A stock to hold
A few weeks ago, Zack’s updated its recommendation regarding Bank of America Corp (NYSE:BAC) from underperform to neutral, with a target price of $12, up approximately 2.5% from current value. Although not a “buy,” we will look into the main reasons to hold on to this company’s stock. As stated by Morningstar, “Bank of America Corp (NYSE:BAC) has finally achieved a fortress balance sheet, ending 2012 with $24 billion in loan loss reserves, $19 billion set aside for reps and warranties, and $135 billion in tangible common equity,” although other expenses (mainly those related with legacy mortgage issues) remain particularly high. Namely, 2013’s first quarter registered $900 million spent in litigation and $2.6 billion in legacy assets and servicing costs.
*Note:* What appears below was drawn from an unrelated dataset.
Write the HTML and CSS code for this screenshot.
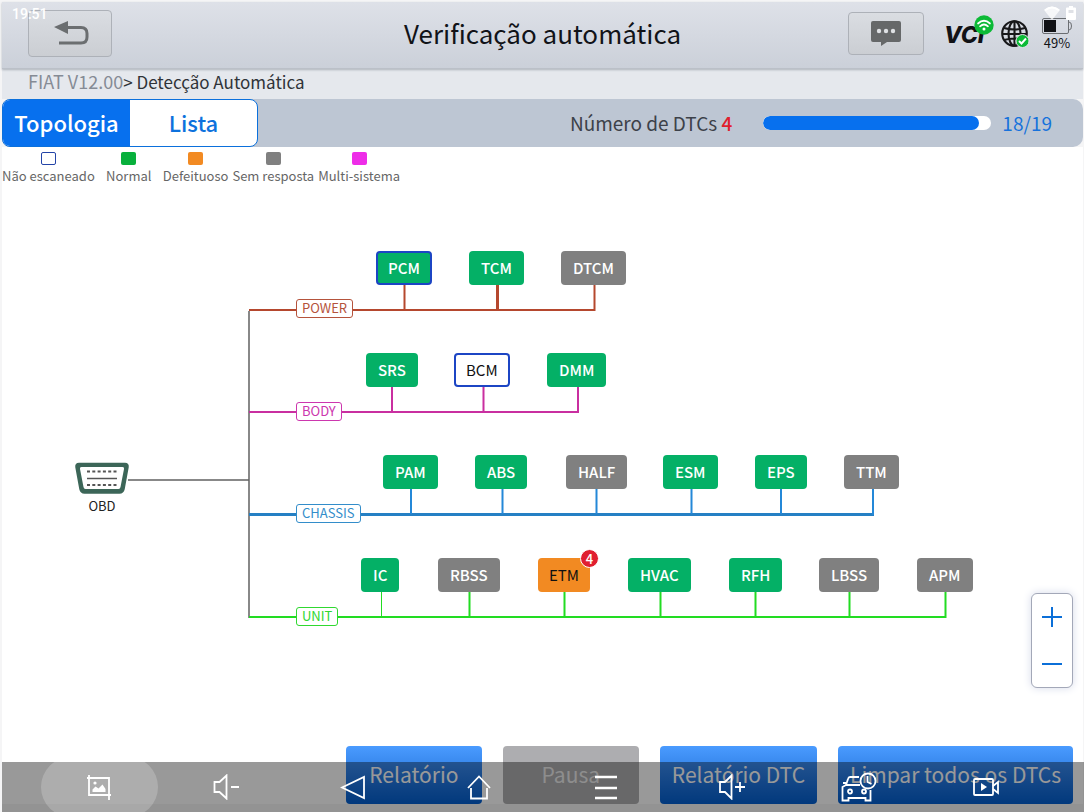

Even though these expenditures will most likely be reduced in the future, stockholders seem worried, as the firm’s huge scale might complicate cost-cutting policies, especially in a context of declining lucrativeness, bolstered by a weak loan demand and shrinking interest rates. Also in constant shrinkage over the past five years, revenue per share has reached its lowest point in over ten years, with a $7.76 value, trailing 12 months.
In this context, one again, bankruptcy, although not very likely, cannot be dismissed, as the Altman-Z Score of 0.19 situates the corporation in the distress zone. On the other hand, Bank of America Corp (NYSE:BAC)’s credit quality has improved at higher rates than expected, finances and capital levels have been effectively balanced, non-core assets have been sold, and long term debt reduced. As a result, the firm’s total deposits increased around 7% year-over-year during 2012. If this was the case in an economy that is shyly recovering, growth should be even higher in a context of shriller recuperation. Not black, nor white, Bank of America Corp (NYSE:BAC) offers a grey situation. My advice, in line with the Wall Street Journal, Zack’s, Barrons, and other top analysts, is not to sell nor buy (although it would not be senseless to do so), but rather hold and see.
A very attractive bet
Different from its aforementioned competitors, JPMorgan Chase & Co. (NYSE:JPM) could be seen as a buying case, with a projected EPS growth of 10% within the next five years (Zack’s), versus Wells Fargo & Co (NYSE:WFC)’s 8%, driven by its high business diversification. Per-share revenue has also grown at an annual average of 5.4% over the past five years, while EPS has retrieved constant upsurges, reaching the highest value within the last ten years ($5.34 trailing twelve months). Something similar can be said about the firm’s operating margin, which has been in continuous expansion over the past five years. The 2012 value reached 29.8%, over seven times higher than 2008’s 4.1%, and wider than the margins offered by 72% of the 545 banking companies in the U.S.
Also bound to increase earnings in the future, credit quality and overall net charge-offs and delinquency rates have been improving over the past few years. Total deposits are also in an uptrend, heading toward the segment’s best, attaining a total of $1.19 trillion in 2012, up 6% year-over-year, and expected to perform better in a recuperating economy. Similar is the case of the loan balance, augmented by 1% (over $726 million) and poised to grow, mainly on account of increasing loan issuance in its wholesale segment.
In order to augment profit ever further, JPMorgan Chase & Co. (NYSE:JPM) will implement various other cutbacks in expenses, which are expected to result in a $1 billion decrease in total outflows during 2013. These reductions will be enhanced by the layoff of 19,000 employees during 2014.
Although most signs look encouraging, an Altman Z-Score of 0.23, Piotroski F-Score of 3, and declining top-line growth margins are not to pass unnoticed.
While offering the best financial ratios and growth prospects, JPMorgan trades at a bare 8.4 times P/E, versus the industry average of 18.1 times, Wells Fargo & Co (NYSE:WFC)’s 10.29 times, Bank of America Corp (NYSE:BAC)’s 27.45 times, and S&P 500’s 16.6 times average. It’s expected to reach at least 7.9 times P/E within one year, thus providing an attractive entry point for investors. Ken Fisher seems to have seen it already, since he enlarged his participation in the company by 8.61%, by buying 12,993,205 shares on March 31, 2013.